Figure 1: A typical path for an undergraduate student interested in joining a research lab. (Figure 1 in paper)

To analyze this process and how students engage in it, the researchers proposed the idea of “scientific research capital,” or the economic, social, and cultural resources students have that might be helpful for gaining a research position. The idea is that because there are unwritten rules (or more technically, the hidden curriculum) in academia, students with more scientific research capital may have more knowledge of those rules and also be more able to apply those rules to secure a research position.

To test that idea though, we need to know what the rules are. To find out the rules, the researchers interviewed 43 undergraduates currently involved in research at a research-intensive southwestern American University and also 42 undergraduates who were interested in doing research but hadn’t yet landed a position.

The researchers then asked each student about their research position, focusing on how the student found research positions and what they did to secure the position. The researchers then identified strategies the students listed in their interviews. Any strategy that was mentioned by over 15% of the participants was then considered a “rule” for getting involved in research.

The Ten Rules

Overall, the participants mentioned ten strategies for finding or securing research, 5 for each.

In terms of finding research positions, over 80% mentioned using online university resources such as faculty websites and university databases to learn about positions and nearly two-thirds of students mentioned talking to instructors of their classes about research positions. The other three rules also involved talking to others about research positions including academic advisors, graduate teaching assistants, and other students. Each of these was mentioned by no more than a third of the students.

Students were less knowledgeable about the rules of getting a position. While 60% expressed the belief that students are supposed to express interest in the research topic regardless of their actual interest, less than half of the students expressed using the other four rules. These included doing background research on the lab by looking at its website and recent publications, getting to know the faculty member leading the lab by taking courses from them, attending office hours, or exchanging emails, asking questions about the lab’s work during an interview instead of just answering questions, and reaching out to multiple faculty.

Cool, but does knowing the rules matter for getting a position?

This study wasn’t designed for causation so we can’t say whether knowing the rules causes students to be more successful in getting a research position. But we can see whether researchers are more likely to know the rules than their peers who hadn’t secured a position.

When it came to the rules of securing a position, those doing research were more likely to know the rules than those who weren’t doing research. Of the five rules around securing a position, only building a relationship with the faculty member leading the lab didn’t show a statistical difference. Each of the other four strategies showed at least a 30 percentage point gap between those doing research and those who didn’t.

The finding research rules on the other hand did not show any statistical differences.

While a 30 percentage point gap might sound large, we need to keep in mind that the researchers determined whether students knew a rule based on whether they talked about it in their interview. The researchers didn’t explicitly asked students about the rules because they didn’t develop the rules until after all the interviews were complete. This means that students might not have mentioned a rule because they didn’t know it or because they forgot to mention it.

What do we do now that we know the rules?

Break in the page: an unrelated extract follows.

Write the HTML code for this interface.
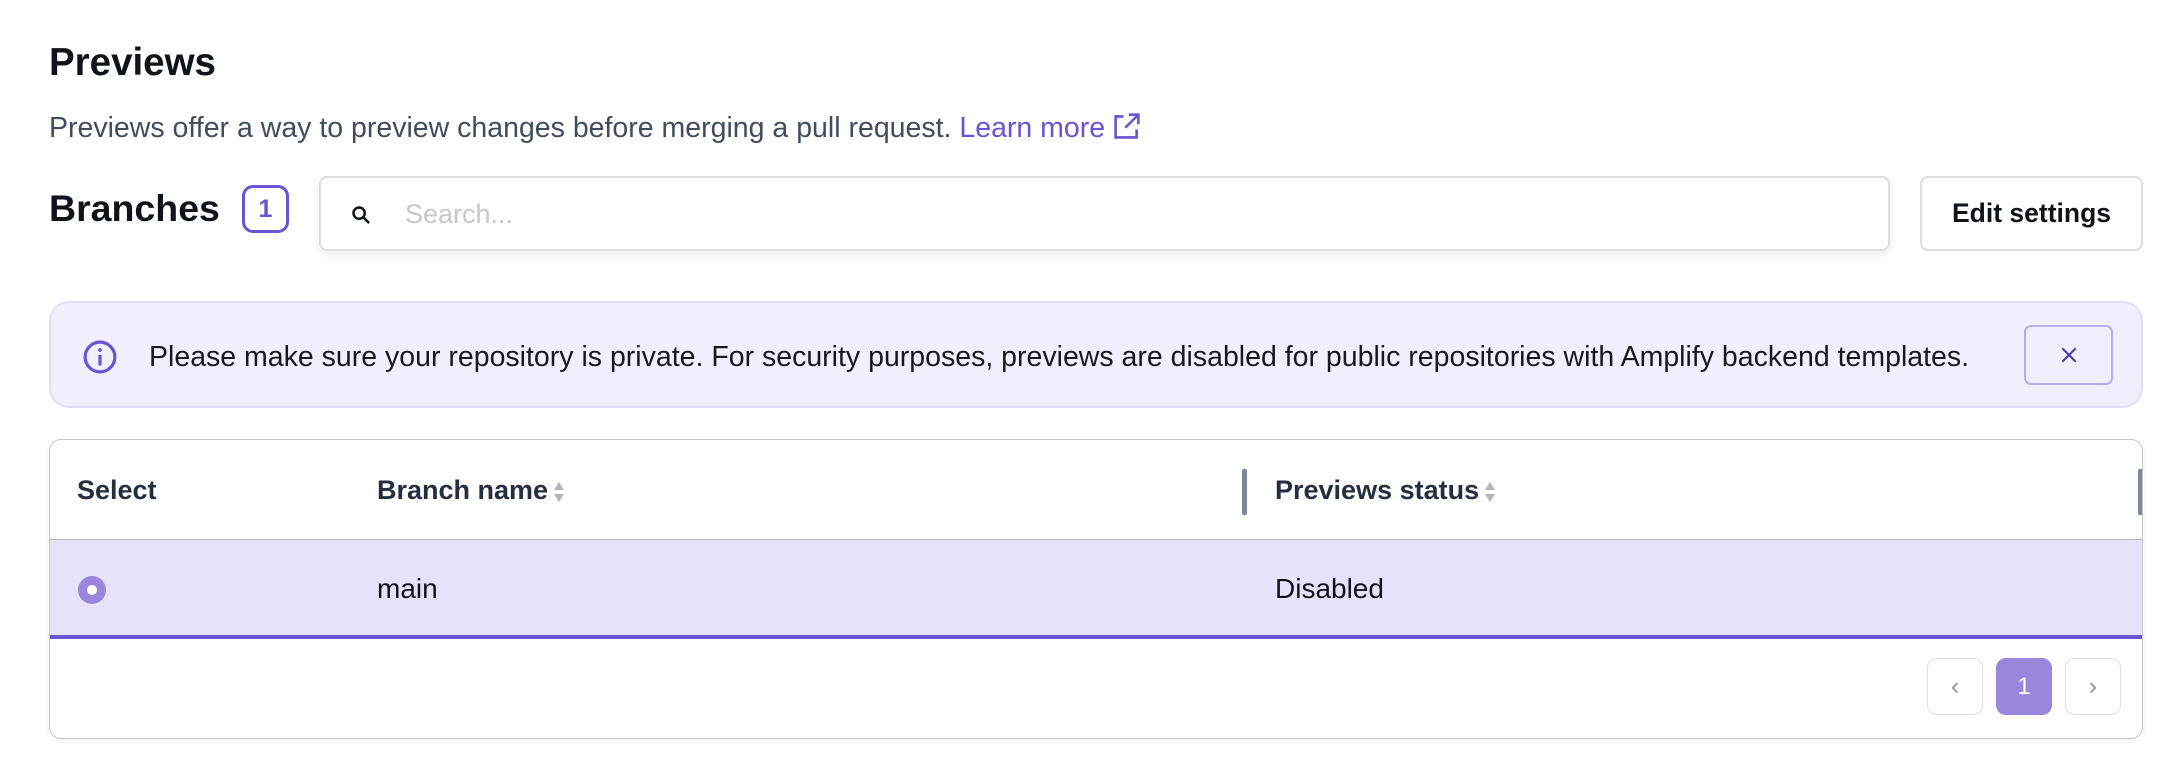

If we were to follow the deficit model, we would start teaching students these rules so they know what to do. As you might have guessed by the term “deficit model,” this approach isn’t necessarily the most favored because it places the blame on the student for not knowing the rules rather than on academia for operating under a system of unwritten rules. Even if we start to share the rules more widely, there are concerns that those with more scientific research capital who already benefit under the current system would be the ones most likely to be taught the rules and the problem could become worse. Yet, the authors acknowledge that despite the concerns, educating students on the rules is likely the most viable, immediate solution to increasing access to research.

Longer term however, the researchers suggest researchers move away from unwritten rules for selecting students to join their lab and instead, make any expectations or rules explicit. For example, if a faculty member advertises a position through the department listserv and expects the applicant to express interest in a certain type of project, the advertisement can explicitly ask the applicant to include in their application why the project is of interest to them or what work the lab is currently doing is of interest to them. By doing so, the previously unwritten rules of expressing interest and doing background research on the lab have been written out, providing a more equal opportunity to all students.

Figures used under CC BY 4.0.


  1. There is also research to be done on how undergraduate research can begin to scaffold graduate research and how undergraduate can navigate actually participating in research. As an undergraduate in the early 90s, I worked in at least three labs, including one for multiple semesters, but never learned how to do my own research. This became a problem in grad school, when my advisor didn’t bother to teach me how to do research, either (and there was no method course).

    1. Fascinating study! I will be stealing the analogy of undergraduate research to exercise. I agree with Jennifer, training students in how to do research (at the undergrad or grad level) is haphazard at best and depends on the habits, training, and experience of faculty advisors. I have never heard of studies on research instruction (though I know there is research on mentor training) but it seems like a viable branch of education research. Does anyone else know if this is a thing? I would love to see professional societies offering more opportunities for faculty to beef up their research instruction and mentoring skills based on the lessons learned from such studies.